Task instructions
Check every line below for the string "components", and copy the lines that contain it.

[Stored data]
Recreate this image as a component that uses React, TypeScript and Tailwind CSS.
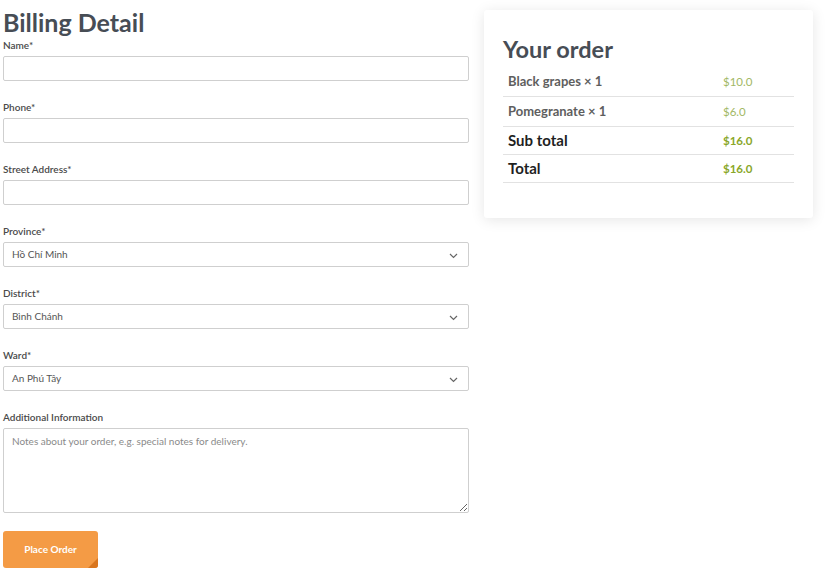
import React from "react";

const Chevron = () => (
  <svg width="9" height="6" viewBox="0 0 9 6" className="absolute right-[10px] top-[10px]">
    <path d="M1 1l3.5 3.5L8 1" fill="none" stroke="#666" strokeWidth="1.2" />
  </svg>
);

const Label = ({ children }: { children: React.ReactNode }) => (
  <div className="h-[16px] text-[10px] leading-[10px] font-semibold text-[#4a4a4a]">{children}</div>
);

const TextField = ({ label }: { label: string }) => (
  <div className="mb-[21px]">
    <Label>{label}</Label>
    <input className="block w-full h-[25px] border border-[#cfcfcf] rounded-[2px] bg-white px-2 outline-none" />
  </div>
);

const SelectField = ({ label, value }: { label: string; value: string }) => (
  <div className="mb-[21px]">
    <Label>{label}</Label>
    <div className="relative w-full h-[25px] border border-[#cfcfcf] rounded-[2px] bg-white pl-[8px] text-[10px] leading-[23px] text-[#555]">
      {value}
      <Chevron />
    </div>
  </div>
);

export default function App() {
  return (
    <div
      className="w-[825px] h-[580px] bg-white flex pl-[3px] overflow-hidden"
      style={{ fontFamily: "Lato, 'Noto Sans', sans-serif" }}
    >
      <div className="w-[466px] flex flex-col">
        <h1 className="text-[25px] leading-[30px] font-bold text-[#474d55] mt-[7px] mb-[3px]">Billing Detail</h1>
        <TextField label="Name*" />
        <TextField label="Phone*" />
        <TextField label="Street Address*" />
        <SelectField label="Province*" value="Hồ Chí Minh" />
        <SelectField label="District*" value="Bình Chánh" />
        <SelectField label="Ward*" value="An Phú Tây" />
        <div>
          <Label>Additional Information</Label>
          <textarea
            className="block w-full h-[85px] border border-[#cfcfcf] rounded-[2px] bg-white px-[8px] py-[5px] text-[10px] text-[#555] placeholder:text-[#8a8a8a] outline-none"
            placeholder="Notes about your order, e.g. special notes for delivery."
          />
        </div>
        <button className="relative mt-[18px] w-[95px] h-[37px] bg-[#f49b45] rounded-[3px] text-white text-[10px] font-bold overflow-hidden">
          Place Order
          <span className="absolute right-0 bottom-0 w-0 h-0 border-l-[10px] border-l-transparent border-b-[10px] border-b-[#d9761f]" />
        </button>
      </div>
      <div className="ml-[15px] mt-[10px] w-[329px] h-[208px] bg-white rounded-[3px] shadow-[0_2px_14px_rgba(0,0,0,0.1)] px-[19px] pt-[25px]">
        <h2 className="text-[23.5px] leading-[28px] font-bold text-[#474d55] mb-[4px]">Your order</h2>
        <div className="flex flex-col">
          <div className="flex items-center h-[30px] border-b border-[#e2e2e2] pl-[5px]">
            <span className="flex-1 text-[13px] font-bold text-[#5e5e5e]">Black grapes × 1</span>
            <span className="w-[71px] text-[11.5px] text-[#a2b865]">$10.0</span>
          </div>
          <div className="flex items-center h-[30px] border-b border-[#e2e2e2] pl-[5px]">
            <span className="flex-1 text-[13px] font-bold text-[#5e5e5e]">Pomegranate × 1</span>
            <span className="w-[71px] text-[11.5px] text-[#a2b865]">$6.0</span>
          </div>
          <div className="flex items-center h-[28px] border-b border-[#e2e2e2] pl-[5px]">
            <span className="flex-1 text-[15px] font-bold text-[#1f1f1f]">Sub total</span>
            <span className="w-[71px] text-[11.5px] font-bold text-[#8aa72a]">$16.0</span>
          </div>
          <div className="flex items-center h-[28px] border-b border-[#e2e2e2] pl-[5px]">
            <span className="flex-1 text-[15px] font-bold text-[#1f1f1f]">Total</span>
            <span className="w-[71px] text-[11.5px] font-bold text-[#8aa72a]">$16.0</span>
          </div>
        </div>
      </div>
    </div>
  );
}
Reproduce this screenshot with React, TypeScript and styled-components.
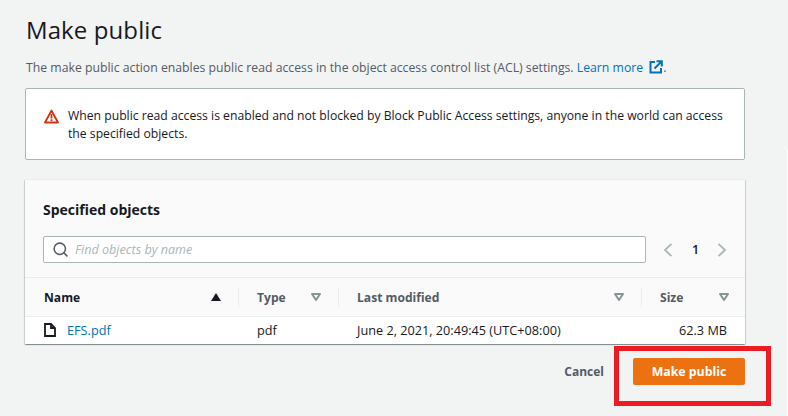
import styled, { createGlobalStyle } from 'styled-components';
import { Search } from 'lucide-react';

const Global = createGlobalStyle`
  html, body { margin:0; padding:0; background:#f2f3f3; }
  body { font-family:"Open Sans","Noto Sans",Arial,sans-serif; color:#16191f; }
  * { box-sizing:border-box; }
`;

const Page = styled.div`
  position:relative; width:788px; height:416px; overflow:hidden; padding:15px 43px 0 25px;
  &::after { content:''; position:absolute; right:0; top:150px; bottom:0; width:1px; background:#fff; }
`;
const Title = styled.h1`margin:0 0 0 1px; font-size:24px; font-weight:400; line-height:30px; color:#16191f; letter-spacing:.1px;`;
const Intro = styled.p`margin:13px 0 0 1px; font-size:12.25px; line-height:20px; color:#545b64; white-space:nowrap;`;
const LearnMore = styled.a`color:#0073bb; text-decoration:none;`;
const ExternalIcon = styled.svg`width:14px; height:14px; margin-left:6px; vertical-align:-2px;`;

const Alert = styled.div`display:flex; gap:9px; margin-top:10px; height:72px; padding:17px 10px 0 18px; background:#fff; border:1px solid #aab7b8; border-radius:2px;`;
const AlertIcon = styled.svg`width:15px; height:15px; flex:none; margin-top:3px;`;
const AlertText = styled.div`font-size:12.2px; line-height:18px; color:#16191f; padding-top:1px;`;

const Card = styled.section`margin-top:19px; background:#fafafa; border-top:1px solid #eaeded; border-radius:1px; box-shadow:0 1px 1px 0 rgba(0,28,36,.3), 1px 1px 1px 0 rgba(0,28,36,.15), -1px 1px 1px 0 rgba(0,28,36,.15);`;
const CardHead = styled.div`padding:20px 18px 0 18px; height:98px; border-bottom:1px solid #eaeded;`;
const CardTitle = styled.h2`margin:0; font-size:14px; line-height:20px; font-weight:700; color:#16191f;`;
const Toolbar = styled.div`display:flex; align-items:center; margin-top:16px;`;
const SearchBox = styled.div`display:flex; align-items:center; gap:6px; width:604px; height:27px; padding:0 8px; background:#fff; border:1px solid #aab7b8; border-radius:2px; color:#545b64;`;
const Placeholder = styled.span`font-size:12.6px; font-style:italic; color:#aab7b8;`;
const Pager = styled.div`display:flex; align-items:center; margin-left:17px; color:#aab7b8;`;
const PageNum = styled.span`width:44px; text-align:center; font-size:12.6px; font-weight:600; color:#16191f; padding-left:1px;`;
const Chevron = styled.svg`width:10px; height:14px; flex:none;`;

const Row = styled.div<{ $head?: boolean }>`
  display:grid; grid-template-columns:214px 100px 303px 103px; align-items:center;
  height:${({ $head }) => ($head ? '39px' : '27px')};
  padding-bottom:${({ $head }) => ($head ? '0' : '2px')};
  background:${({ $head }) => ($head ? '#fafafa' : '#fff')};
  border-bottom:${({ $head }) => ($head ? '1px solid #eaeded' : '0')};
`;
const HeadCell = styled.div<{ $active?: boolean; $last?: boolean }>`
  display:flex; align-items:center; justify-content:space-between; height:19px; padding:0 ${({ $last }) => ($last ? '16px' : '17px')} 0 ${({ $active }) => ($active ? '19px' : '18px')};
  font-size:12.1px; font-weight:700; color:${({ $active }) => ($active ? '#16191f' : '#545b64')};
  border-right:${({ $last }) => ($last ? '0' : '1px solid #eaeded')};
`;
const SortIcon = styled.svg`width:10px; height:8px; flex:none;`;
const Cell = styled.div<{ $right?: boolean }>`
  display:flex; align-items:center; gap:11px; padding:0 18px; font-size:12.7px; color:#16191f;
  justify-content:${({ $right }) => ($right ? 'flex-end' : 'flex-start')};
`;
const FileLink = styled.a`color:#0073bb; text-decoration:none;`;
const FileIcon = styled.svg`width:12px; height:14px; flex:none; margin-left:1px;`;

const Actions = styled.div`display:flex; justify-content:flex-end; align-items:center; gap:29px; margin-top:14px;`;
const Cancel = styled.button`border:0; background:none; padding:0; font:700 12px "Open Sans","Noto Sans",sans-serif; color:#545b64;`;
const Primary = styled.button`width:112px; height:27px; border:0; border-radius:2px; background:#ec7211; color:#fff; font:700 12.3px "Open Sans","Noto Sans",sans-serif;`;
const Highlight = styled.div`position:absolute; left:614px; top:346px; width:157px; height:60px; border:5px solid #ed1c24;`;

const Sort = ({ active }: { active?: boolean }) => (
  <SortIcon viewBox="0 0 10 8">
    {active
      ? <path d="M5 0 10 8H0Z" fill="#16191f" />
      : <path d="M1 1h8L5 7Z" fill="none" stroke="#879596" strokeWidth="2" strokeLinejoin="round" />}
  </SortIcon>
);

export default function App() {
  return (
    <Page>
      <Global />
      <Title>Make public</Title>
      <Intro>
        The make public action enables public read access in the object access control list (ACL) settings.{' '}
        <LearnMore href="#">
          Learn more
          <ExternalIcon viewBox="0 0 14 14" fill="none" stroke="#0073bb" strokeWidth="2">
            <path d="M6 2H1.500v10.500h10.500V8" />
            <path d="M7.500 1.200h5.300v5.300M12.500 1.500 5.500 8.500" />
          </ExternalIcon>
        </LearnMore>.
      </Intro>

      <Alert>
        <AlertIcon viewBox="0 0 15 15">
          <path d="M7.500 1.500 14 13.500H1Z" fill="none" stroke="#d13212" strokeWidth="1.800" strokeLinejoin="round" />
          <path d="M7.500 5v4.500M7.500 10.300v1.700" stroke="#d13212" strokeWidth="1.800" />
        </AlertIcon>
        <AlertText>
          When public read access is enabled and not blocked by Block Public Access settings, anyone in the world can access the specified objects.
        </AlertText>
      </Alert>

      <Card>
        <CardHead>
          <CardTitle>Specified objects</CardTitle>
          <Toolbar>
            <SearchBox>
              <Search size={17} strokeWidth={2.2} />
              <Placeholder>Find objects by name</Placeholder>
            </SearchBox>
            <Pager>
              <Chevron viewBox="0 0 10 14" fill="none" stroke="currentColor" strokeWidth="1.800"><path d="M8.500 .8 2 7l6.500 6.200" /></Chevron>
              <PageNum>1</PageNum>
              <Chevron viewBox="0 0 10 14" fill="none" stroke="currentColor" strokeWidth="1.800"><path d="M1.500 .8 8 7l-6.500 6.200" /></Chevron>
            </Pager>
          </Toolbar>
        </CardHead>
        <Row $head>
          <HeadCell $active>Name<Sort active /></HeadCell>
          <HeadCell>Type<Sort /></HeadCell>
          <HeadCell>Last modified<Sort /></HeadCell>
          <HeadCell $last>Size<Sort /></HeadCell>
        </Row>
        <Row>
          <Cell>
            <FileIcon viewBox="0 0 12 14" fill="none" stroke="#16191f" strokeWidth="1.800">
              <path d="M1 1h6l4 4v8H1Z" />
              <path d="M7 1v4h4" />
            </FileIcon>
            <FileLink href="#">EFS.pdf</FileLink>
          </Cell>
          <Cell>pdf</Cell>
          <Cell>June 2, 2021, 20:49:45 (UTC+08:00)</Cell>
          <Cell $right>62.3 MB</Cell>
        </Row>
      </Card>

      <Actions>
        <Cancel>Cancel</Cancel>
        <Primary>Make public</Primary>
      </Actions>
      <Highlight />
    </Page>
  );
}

Completed task
Reproduce this screenshot with React, TypeScript and styled-components.
import styled, { createGlobalStyle } from 'styled-components';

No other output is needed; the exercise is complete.